Not things like the picture more like " I THINK IT"S ON MARS!" and "ALL THE ROBOTS ARE HUMANS AND ALL THE HUMANS ARE ROBOTS" Just things that are kind of out of left field and seem to pop up in facebook comments section. I mean any reading about the show right now always has fan theories in the comments. Reddit (yeah yeah I know) had an entire thread of them. Even our friends that watch it say "you want to know what I think is going to happen?"

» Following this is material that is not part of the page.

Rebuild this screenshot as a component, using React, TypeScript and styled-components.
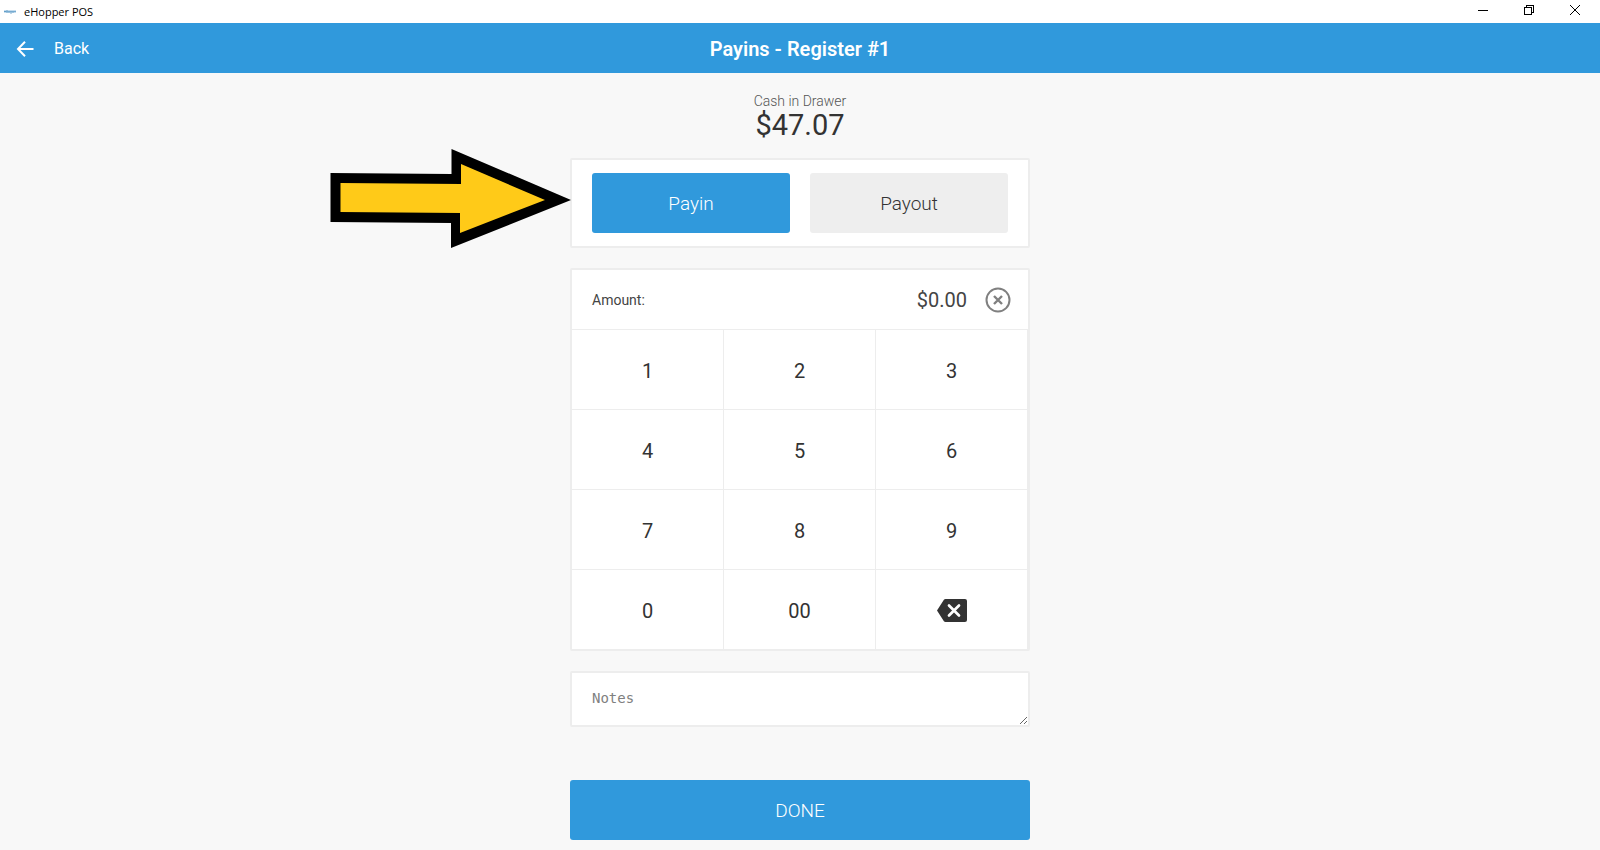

I'm just trying to enjoy the show, yes I do care about what happens, but I'm not trying to be Sherlock Holmes over here.


----------



## wankerness (Nov 28, 2016)

Oh, yeah. I didn't read ANY of that stuff, until this week when I actually read a comment thread on AV club. Lots of people were like "this all proves our theory!!!!" But, their theory was a lot less ridiculous than those. I'm not surprised people were thinking of idiotic Lost-style twists. This show, though, dropped clues on purpose and then confirmed them, as opposed to Lost, where they dropped clues and then intentionally did something completely different to be WILD and UNPREDICTABLE!


----------



## extendedsolo (Nov 28, 2016)

wankerness said:


> Oh, yeah. I didn't read ANY of that stuff, until this week when I actually read a comment thread on AV club. Lots of people were like "this all proves our theory!!!!" But, their theory was a lot less ridiculous than those. I'm not surprised people were thinking of idiotic Lost-style twists. This show, though, dropped clues on purpose and then confirmed them, as opposed to Lost, where they dropped clues and then intentionally did something completely different to be WILD and UNPREDICTABLE!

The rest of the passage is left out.